Session Information
Session 11C, Network 23 papers
Papers
Time:
2004-09-25
11:00-12:30
Room:
Chair:
Lisbeth Lundahl
Discussant:
Lisbeth Lundahl
Contribution
The setting up of new so-called 'independent bodies' by governments around the globe in the process of education policy-making has been a common place in recent years. This proliferation of 'independent agencies', 'national commissions' and 'councils' etc., has been based and justified on grounds of 'impartiality', 'reliability', or 'technical competence'. These bodies are compared and contrasted to the various 'bureaucratic' state agencies -which raditionally have been responsible for the formulation of policies in the education field-and the widely accused as 'inefficient' teaching staff of public (State) schools. Based on the analytic work of N. Poulantzas, articulated later on by K. Tsoukalas, about the fundamental principles and structures of the 'Social State' (or 'Welfare State'), I argue that the constitution of these new 'independent bodies' is a response to the post-modern State legitimacy crisis. In other words, using specific examples from various Western states, I intend to describe how the State apparatuses and the various interests around it, 'invent' the notion of the 'independent body' as an attempt to adopt themselves into a new era of socio-economic changes, where there is a contradiction between the ideals of economic liberalism and individualism (the bases of modern capitalist societies), on the one hand, and the 'egalitarian- interventionist Social State', on the other.

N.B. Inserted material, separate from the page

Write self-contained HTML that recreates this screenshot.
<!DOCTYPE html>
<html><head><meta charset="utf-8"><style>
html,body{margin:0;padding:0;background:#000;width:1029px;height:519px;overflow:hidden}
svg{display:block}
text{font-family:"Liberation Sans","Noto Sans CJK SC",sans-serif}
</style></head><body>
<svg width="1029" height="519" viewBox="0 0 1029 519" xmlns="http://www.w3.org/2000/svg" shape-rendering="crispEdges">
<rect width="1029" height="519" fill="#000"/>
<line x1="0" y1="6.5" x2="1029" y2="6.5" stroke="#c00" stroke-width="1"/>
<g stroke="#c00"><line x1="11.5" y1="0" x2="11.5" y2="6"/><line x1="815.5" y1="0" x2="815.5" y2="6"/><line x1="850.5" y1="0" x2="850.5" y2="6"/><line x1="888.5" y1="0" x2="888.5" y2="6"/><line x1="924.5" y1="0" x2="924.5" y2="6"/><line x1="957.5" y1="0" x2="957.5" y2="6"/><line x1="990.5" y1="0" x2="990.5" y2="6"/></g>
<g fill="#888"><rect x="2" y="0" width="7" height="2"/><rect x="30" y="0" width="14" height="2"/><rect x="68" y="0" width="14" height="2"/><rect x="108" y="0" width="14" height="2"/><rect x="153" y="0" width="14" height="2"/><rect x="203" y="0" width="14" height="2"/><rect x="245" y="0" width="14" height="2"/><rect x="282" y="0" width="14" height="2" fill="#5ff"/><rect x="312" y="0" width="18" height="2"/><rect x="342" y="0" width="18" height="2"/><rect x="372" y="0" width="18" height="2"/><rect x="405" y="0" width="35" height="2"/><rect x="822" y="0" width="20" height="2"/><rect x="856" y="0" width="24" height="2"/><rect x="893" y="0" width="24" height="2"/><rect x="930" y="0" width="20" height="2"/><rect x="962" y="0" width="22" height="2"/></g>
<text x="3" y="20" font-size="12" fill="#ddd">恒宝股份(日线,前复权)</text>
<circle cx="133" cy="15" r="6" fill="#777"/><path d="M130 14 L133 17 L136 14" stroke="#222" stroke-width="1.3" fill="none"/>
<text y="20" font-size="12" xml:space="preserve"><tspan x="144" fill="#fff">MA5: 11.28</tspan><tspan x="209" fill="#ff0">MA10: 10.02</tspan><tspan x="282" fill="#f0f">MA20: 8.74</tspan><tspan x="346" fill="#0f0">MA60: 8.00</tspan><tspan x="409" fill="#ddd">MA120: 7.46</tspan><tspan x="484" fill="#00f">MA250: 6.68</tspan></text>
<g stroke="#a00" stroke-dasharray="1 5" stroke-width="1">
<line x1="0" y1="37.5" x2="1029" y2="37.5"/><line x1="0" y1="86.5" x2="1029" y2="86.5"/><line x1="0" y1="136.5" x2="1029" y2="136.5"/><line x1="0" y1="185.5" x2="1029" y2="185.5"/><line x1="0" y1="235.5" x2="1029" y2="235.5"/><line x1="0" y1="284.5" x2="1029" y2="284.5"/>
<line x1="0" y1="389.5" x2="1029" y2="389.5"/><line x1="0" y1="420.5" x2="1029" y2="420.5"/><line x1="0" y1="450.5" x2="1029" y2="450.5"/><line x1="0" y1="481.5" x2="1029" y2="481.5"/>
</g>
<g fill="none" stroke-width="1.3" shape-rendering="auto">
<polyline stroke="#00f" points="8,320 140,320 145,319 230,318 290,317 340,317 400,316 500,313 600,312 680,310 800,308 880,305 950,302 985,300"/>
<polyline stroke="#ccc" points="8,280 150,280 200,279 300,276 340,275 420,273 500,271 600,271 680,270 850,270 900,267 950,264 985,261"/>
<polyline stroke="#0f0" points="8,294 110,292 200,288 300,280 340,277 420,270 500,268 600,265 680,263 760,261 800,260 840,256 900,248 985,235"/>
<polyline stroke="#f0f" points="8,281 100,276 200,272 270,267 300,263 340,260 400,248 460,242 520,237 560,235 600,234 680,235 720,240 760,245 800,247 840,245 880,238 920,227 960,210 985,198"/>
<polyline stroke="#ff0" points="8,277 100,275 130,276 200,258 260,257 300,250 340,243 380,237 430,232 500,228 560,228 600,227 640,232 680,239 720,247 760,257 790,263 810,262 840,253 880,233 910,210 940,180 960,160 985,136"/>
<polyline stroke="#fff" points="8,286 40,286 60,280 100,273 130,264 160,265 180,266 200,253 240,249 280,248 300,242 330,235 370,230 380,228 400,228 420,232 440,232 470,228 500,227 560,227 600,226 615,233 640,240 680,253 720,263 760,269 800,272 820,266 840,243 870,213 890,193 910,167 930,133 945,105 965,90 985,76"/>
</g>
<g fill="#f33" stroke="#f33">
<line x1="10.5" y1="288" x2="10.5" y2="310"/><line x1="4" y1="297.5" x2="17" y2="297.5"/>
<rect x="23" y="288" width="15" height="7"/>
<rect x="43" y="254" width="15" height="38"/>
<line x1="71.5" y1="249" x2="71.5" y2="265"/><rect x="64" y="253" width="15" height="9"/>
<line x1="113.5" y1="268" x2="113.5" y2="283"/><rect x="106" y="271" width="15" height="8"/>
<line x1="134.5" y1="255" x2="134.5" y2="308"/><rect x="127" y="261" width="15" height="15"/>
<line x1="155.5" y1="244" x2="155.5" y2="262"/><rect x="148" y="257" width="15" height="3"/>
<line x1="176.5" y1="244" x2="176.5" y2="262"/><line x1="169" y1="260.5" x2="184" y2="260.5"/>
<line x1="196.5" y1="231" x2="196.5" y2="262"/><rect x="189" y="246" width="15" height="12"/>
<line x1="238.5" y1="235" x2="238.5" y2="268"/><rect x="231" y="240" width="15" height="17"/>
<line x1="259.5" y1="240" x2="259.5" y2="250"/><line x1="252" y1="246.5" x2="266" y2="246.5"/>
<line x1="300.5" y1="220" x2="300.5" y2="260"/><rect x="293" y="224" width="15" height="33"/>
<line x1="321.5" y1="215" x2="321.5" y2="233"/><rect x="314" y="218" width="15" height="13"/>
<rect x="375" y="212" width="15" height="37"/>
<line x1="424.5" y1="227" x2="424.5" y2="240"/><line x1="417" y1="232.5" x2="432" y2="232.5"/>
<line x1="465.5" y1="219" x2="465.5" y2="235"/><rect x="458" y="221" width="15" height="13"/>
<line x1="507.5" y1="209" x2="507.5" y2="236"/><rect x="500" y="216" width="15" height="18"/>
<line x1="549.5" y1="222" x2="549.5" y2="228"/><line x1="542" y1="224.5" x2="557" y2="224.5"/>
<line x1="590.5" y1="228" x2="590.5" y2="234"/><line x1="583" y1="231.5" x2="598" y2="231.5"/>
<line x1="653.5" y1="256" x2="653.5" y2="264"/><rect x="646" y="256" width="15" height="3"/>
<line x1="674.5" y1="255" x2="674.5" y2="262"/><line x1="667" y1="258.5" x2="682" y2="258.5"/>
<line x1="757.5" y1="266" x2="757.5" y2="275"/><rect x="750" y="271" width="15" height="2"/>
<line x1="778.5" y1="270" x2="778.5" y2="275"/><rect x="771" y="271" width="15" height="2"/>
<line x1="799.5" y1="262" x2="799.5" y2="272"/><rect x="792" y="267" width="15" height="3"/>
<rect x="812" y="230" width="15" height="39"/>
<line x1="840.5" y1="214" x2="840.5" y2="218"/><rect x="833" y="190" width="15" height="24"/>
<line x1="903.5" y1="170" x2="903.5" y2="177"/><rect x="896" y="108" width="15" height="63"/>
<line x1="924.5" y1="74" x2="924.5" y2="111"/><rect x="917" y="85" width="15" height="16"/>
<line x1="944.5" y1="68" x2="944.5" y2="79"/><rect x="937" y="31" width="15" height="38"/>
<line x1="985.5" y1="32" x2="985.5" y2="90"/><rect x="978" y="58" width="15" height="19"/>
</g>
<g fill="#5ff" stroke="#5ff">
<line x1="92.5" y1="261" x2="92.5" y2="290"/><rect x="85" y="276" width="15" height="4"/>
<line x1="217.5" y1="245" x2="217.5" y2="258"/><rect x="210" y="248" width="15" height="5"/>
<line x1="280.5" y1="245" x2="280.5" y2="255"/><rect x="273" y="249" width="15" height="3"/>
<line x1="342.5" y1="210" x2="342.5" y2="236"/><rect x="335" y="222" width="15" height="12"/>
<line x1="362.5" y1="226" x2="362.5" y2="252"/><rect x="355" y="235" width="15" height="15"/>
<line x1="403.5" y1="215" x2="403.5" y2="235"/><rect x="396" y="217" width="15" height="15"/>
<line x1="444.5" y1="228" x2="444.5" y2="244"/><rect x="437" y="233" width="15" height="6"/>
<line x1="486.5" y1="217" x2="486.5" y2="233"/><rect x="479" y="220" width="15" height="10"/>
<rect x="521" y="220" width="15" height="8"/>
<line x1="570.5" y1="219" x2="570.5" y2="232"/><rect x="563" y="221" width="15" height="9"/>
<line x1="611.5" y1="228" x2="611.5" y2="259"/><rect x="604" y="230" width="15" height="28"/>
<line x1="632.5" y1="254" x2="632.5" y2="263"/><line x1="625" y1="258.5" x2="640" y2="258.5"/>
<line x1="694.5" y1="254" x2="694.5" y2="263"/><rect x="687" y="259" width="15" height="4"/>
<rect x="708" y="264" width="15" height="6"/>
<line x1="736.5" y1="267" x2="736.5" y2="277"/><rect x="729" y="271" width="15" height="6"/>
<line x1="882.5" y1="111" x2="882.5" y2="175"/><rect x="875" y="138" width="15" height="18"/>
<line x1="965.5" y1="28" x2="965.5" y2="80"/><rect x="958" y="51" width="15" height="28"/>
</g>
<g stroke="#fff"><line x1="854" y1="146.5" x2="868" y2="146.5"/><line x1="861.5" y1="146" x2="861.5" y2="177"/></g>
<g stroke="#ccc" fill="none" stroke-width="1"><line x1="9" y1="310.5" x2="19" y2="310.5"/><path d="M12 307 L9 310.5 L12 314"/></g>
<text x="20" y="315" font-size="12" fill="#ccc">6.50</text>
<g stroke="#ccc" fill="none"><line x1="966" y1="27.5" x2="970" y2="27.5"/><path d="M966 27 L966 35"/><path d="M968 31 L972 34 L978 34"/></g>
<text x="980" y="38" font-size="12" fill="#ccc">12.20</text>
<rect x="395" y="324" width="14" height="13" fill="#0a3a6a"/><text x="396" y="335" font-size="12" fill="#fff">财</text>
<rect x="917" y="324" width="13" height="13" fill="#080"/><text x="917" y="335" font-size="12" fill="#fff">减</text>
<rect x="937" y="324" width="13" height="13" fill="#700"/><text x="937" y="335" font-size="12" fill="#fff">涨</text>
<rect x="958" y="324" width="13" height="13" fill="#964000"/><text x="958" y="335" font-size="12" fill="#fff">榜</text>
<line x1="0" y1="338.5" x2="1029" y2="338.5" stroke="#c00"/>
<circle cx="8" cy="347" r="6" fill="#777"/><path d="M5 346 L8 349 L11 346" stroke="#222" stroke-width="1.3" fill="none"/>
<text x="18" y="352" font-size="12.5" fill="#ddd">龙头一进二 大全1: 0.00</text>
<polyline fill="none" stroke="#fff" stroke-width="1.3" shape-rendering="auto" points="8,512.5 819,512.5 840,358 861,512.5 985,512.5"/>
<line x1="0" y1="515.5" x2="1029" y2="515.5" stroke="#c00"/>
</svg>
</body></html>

By including representatives from various interest parties, and acknowledging their equal weight in the respective 'independent body', the dominant interests within the State mechanisms -always in accordance with the current power balance in the various social fields- vest the inherently unequal social relations (unequal distribution of 'allocative' and 'authoritative resources', according to Giddens' terminology) with the magic cloak of 'social partnership'. The functioning of these bodies is based on the assumption that only individuals may come forth and 'require a just solution for the injustice that may have befallen upon them', something that reinforces what Tsoukalas (1990) called a 'competitively redistributive society'.